### GIVEN DATA
begin

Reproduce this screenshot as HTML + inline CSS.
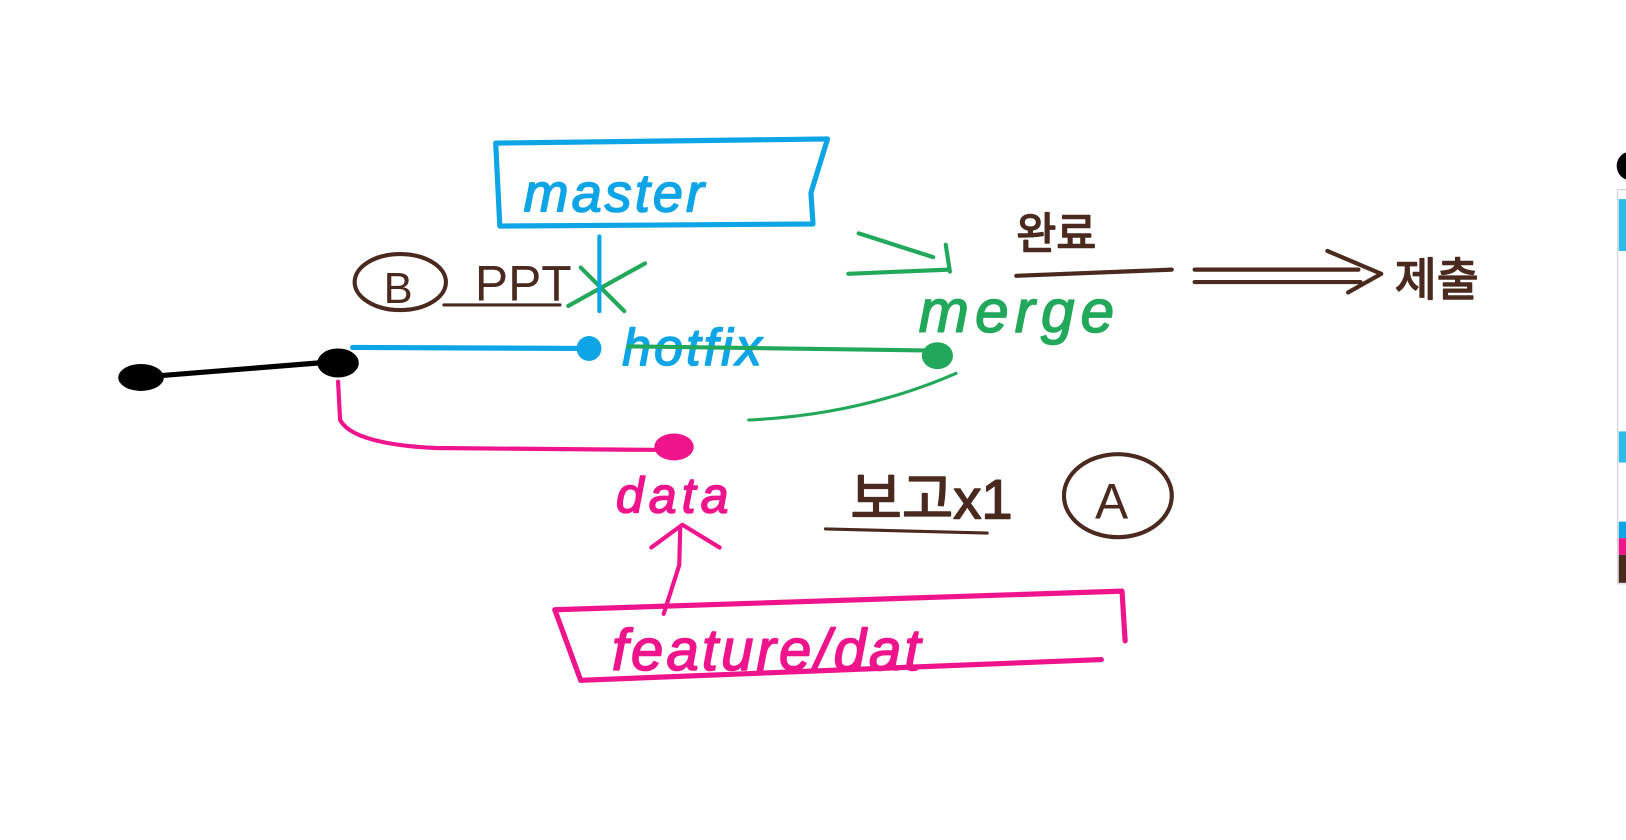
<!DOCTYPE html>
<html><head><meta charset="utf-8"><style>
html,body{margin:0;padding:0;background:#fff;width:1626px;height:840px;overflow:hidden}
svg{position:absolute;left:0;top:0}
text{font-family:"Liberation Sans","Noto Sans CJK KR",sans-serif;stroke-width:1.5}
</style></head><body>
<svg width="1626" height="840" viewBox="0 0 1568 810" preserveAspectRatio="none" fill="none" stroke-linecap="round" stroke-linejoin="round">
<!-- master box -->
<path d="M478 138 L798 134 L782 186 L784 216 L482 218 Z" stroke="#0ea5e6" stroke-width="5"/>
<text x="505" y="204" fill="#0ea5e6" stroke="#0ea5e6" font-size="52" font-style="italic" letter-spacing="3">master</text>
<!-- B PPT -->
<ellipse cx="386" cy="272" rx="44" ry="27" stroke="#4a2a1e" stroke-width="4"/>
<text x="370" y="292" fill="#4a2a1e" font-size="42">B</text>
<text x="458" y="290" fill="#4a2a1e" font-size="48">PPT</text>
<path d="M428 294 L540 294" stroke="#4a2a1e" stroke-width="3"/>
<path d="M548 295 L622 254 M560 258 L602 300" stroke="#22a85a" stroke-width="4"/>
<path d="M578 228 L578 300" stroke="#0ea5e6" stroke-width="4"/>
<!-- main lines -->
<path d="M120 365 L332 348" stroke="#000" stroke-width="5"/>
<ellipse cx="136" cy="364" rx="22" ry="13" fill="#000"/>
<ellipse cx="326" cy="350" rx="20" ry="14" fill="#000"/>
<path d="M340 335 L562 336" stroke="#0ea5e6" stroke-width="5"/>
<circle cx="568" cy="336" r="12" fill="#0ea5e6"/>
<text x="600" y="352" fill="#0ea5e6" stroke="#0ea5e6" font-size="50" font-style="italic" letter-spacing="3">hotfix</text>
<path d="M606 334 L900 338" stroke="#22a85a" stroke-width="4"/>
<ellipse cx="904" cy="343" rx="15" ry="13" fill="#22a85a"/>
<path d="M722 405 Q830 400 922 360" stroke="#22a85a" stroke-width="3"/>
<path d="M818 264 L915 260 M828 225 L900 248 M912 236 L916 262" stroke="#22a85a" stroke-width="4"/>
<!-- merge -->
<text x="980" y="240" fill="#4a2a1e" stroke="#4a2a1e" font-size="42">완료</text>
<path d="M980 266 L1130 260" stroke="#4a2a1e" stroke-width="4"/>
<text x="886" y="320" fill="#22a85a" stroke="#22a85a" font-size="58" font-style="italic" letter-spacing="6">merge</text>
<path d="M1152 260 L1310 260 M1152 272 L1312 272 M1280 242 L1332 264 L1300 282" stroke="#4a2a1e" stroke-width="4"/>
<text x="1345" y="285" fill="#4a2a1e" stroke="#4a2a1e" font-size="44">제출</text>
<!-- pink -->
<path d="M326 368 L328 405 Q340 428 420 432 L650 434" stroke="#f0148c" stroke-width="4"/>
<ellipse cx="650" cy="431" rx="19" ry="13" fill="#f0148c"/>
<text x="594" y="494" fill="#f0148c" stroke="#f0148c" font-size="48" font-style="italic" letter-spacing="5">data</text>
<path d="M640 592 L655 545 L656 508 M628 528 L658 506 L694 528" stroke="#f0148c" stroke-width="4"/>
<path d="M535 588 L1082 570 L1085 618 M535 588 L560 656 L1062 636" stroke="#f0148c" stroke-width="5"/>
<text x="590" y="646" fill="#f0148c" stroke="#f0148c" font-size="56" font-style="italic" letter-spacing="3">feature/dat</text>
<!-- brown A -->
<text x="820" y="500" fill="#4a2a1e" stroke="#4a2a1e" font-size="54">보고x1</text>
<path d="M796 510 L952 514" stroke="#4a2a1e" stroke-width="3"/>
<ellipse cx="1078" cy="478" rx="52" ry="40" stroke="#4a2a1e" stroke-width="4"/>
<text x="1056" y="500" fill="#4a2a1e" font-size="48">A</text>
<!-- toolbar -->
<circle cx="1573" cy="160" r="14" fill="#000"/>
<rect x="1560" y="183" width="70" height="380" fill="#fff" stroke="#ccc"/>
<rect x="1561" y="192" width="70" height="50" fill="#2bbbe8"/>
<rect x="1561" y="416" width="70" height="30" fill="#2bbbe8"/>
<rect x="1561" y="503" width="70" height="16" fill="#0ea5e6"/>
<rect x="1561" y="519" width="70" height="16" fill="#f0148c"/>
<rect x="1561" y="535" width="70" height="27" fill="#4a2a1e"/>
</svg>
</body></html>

end

Print each line of the material above exactly, with the pictures removed from your copy.

Reproduce this screenshot as HTML + inline CSS.
<!DOCTYPE html>
<html><head><meta charset="utf-8"><style>
html,body{margin:0;padding:0;background:#fff;width:1626px;height:840px;overflow:hidden}
svg{position:absolute;left:0;top:0}
text{font-family:"Liberation Sans","Noto Sans CJK KR",sans-serif;stroke-width:1.5}
</style></head><body>
<svg width="1626" height="840" viewBox="0 0 1568 810" preserveAspectRatio="none" fill="none" stroke-linecap="round" stroke-linejoin="round">
<!-- master box -->
<path d="M478 138 L798 134 L782 186 L784 216 L482 218 Z" stroke="#0ea5e6" stroke-width="5"/>
<text x="505" y="204" fill="#0ea5e6" stroke="#0ea5e6" font-size="52" font-style="italic" letter-spacing="3">master</text>
<!-- B PPT -->
<ellipse cx="386" cy="272" rx="44" ry="27" stroke="#4a2a1e" stroke-width="4"/>
<text x="370" y="292" fill="#4a2a1e" font-size="42">B</text>
<text x="458" y="290" fill="#4a2a1e" font-size="48">PPT</text>
<path d="M428 294 L540 294" stroke="#4a2a1e" stroke-width="3"/>
<path d="M548 295 L622 254 M560 258 L602 300" stroke="#22a85a" stroke-width="4"/>
<path d="M578 228 L578 300" stroke="#0ea5e6" stroke-width="4"/>
<!-- main lines -->
<path d="M120 365 L332 348" stroke="#000" stroke-width="5"/>
<ellipse cx="136" cy="364" rx="22" ry="13" fill="#000"/>
<ellipse cx="326" cy="350" rx="20" ry="14" fill="#000"/>
<path d="M340 335 L562 336" stroke="#0ea5e6" stroke-width="5"/>
<circle cx="568" cy="336" r="12" fill="#0ea5e6"/>
<text x="600" y="352" fill="#0ea5e6" stroke="#0ea5e6" font-size="50" font-style="italic" letter-spacing="3">hotfix</text>
<path d="M606 334 L900 338" stroke="#22a85a" stroke-width="4"/>
<ellipse cx="904" cy="343" rx="15" ry="13" fill="#22a85a"/>
<path d="M722 405 Q830 400 922 360" stroke="#22a85a" stroke-width="3"/>
<path d="M818 264 L915 260 M828 225 L900 248 M912 236 L916 262" stroke="#22a85a" stroke-width="4"/>
<!-- merge -->
<text x="980" y="240" fill="#4a2a1e" stroke="#4a2a1e" font-size="42">완료</text>
<path d="M980 266 L1130 260" stroke="#4a2a1e" stroke-width="4"/>
<text x="886" y="320" fill="#22a85a" stroke="#22a85a" font-size="58" font-style="italic" letter-spacing="6">merge</text>
<path d="M1152 260 L1310 260 M1152 272 L1312 272 M1280 242 L1332 264 L1300 282" stroke="#4a2a1e" stroke-width="4"/>
<text x="1345" y="285" fill="#4a2a1e" stroke="#4a2a1e" font-size="44">제출</text>
<!-- pink -->
<path d="M326 368 L328 405 Q340 428 420 432 L650 434" stroke="#f0148c" stroke-width="4"/>
<ellipse cx="650" cy="431" rx="19" ry="13" fill="#f0148c"/>
<text x="594" y="494" fill="#f0148c" stroke="#f0148c" font-size="48" font-style="italic" letter-spacing="5">data</text>
<path d="M640 592 L655 545 L656 508 M628 528 L658 506 L694 528" stroke="#f0148c" stroke-width="4"/>
<path d="M535 588 L1082 570 L1085 618 M535 588 L560 656 L1062 636" stroke="#f0148c" stroke-width="5"/>
<text x="590" y="646" fill="#f0148c" stroke="#f0148c" font-size="56" font-style="italic" letter-spacing="3">feature/dat</text>
<!-- brown A -->
<text x="820" y="500" fill="#4a2a1e" stroke="#4a2a1e" font-size="54">보고x1</text>
<path d="M796 510 L952 514" stroke="#4a2a1e" stroke-width="3"/>
<ellipse cx="1078" cy="478" rx="52" ry="40" stroke="#4a2a1e" stroke-width="4"/>
<text x="1056" y="500" fill="#4a2a1e" font-size="48">A</text>
<!-- toolbar -->
<circle cx="1573" cy="160" r="14" fill="#000"/>
<rect x="1560" y="183" width="70" height="380" fill="#fff" stroke="#ccc"/>
<rect x="1561" y="192" width="70" height="50" fill="#2bbbe8"/>
<rect x="1561" y="416" width="70" height="30" fill="#2bbbe8"/>
<rect x="1561" y="503" width="70" height="16" fill="#0ea5e6"/>
<rect x="1561" y="519" width="70" height="16" fill="#f0148c"/>
<rect x="1561" y="535" width="70" height="27" fill="#4a2a1e"/>
</svg>
</body></html>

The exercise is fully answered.